How I Found My Hunting Partner

We met at a rabbit butchering class.


The admiration was mutual, and immediate. She’s a research scientist, obsessed with spreadsheets and processes and always extremely, impeccably well-prepared. When there was no one to teach us how to hunt, we started teaching ourselves. 


Along the way our paths crossed with generous ranchers, underground gun dealers, wildlife biologists and chefs, all eager to clear the path a bit for women to join the 14 million plus Americans that take to the wilderness during their seasons. We’ve had a few run- ins with other hunters but overall owe a debt of gratitude to every man that lent space in a walk-in fridge, taught us how to field dress our first elk, or shared a secret hunting spot, all from the genuine love of hunting and the landscapes it invites everyone into. 

No doubt, many eyes have rolled at yet another squeaky-clean Jeep from the city, bumping down the dirt roads of our public lands looking for a spot to camp for a few days out of the year.
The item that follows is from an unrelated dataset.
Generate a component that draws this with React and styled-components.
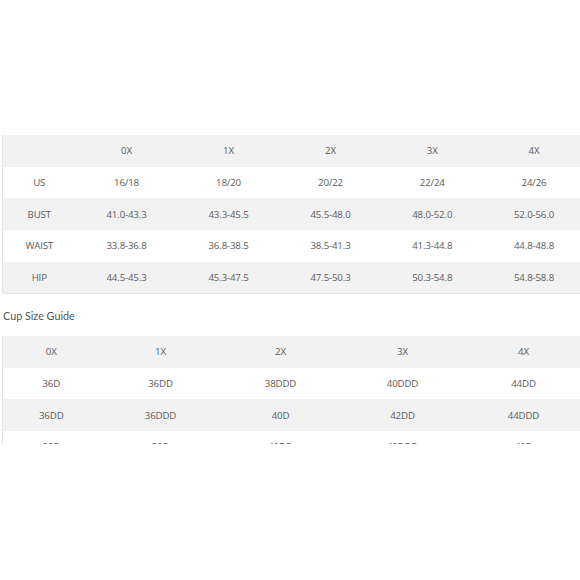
import React from "react";
import styled, { createGlobalStyle } from "styled-components";

const sizes = ["0X", "1X", "2X", "3X", "4X"];

const chart = [
	["US", "16/18", "18/20", "20/22", "22/24", "24/26"],
	["BUST", "41.0-43.3", "43.3-45.5", "45.5-48.0", "48.0-52.0", "52.0-56.0"],
	["WAIST", "33.8-36.8", "36.8-38.5", "38.5-41.3", "41.3-44.8", "44.8-48.8"],
	["HIP", "44.5-45.3", "45.3-47.5", "47.5-50.3", "50.3-54.8", "54.8-58.8"],
];

const cups = [
	["36D", "36DD", "38DDD", "40DDD", "44DD"],
	["36DD", "36DDD", "40D", "42DD", "44DDD"],
	["38D", "38D", "40DD", "42DDD", "46D"],
];

const chartCols = [73, 102, 102, 102, 101.5, 102];
const cupCols = [97, 122, 118, 126, 116];

const sum = a => a.reduce((t, v) => t + v, 0);

const App = () => {
	return (
		<Page>
			<GlobalStyle />
			<Table $width={sum(chartCols)}>
				<colgroup>
					{chartCols.map((w, i) => (
						<col key={i} style={{ width: w }} />
					))}
				</colgroup>
				<tbody>
					<Row $shaded>
						<Cell />
						{sizes.map(s => (
							<Cell key={s}>{s}</Cell>
						))}
					</Row>
					{chart.map((row, i) => (
						<Row key={row[0]} $shaded={i % 2 === 1}>
							{row.map((c, j) => (
								<Cell key={j}>{c}</Cell>
							))}
						</Row>
					))}
				</tbody>
			</Table>

			<Title>Cup Size Guide</Title>

			<Clip>
				<Table $width={sum(cupCols)}>
					<colgroup>
						{cupCols.map((w, i) => (
							<col key={i} style={{ width: w }} />
						))}
					</colgroup>
					<tbody>
						<Row $shaded>
							{sizes.map(s => (
								<Cell key={s}>{s}</Cell>
							))}
						</Row>
						{cups.map((row, i) => (
							<Row key={i} $shaded={i % 2 === 1}>
								{row.map((c, j) => (
									<Cell key={j}>{c}</Cell>
								))}
							</Row>
						))}
					</tbody>
				</Table>
			</Clip>
		</Page>
	);
};

export default App;

const GlobalStyle = createGlobalStyle`
	html, body {
		margin: 0;
		padding: 0;
		background: #ffffff;
	}
	body {
		font-family: "Open Sans", "Liberation Sans", sans-serif;
		overflow: hidden;
	}
`;

const Page = styled.div`
	width: 580px;
	height: 580px;
	padding: 135px 0 0 2px;
	box-sizing: border-box;
	overflow: hidden;
`;

const Table = styled.table`
	border-collapse: collapse;
	table-layout: fixed;
	width: ${p => p.$width}px;
	border-left: 1px solid #e4e4e4;
	border-bottom: 1px solid #e8e8e8;
`;

const Row = styled.tr`
	height: 31.7px;
	background: ${p => (p.$shaded ? "#f2f2f2" : "#ffffff")};
`;

const Cell = styled.td`
	padding: 0;
	text-align: center;
	vertical-align: middle;
	font-size: 9.7px;
	color: #5c5c5c;
	letter-spacing: -0.15px;
	white-space: nowrap;
`;

const Title = styled.div`
	height: 42px;
	line-height: 44px;
	font-family: "Lato", "Open Sans", sans-serif;
	font-size: 10.8px;
	color: #555555;
	padding-left: 1px;
`;

const Clip = styled.div`
	height: 108px;
	overflow: hidden;
`;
The reality is that the more people that love the natural world and take time to consider our place in it, rather than separate from it, the stronger the movement is to conserve wild places.


Ultimately, we found our own way, a quiet, meditative approach to hunting that honors the landscape, the animals, and the “time out of time” feeling that hunting can give. Some hunts we rack up dozens of miles. But mostly we find a place to sit, to watch, to wait. It’s the stillness and heightened sense of hearing, smell and sight that delineates this time from the rest of the year. There is no housecleaning, no tidying, no desk work, and very little talking. No wonder so many hunters before us have considered this practice a refuge, a kind of sustenance beyond the nourishment wild protein provides. We know where the meat we eat comes from, and every scrap is utilized in our winter cooking, down to the broth from the bones that is the foundation for the soup we'll be eating the following year on our frigid elk hunt. 

As city people, it’s easy to stand apart from the natural processes we are all unavoidably wrapped up in. It’s easy for the urban-rural divide to become an abstract us versus them division. For us, hunting is a protected time. To have a good season, the way we practice it, the only thing we have to be is there; watching, listening and acknowledging that we are just humans, in nature, and nothing more.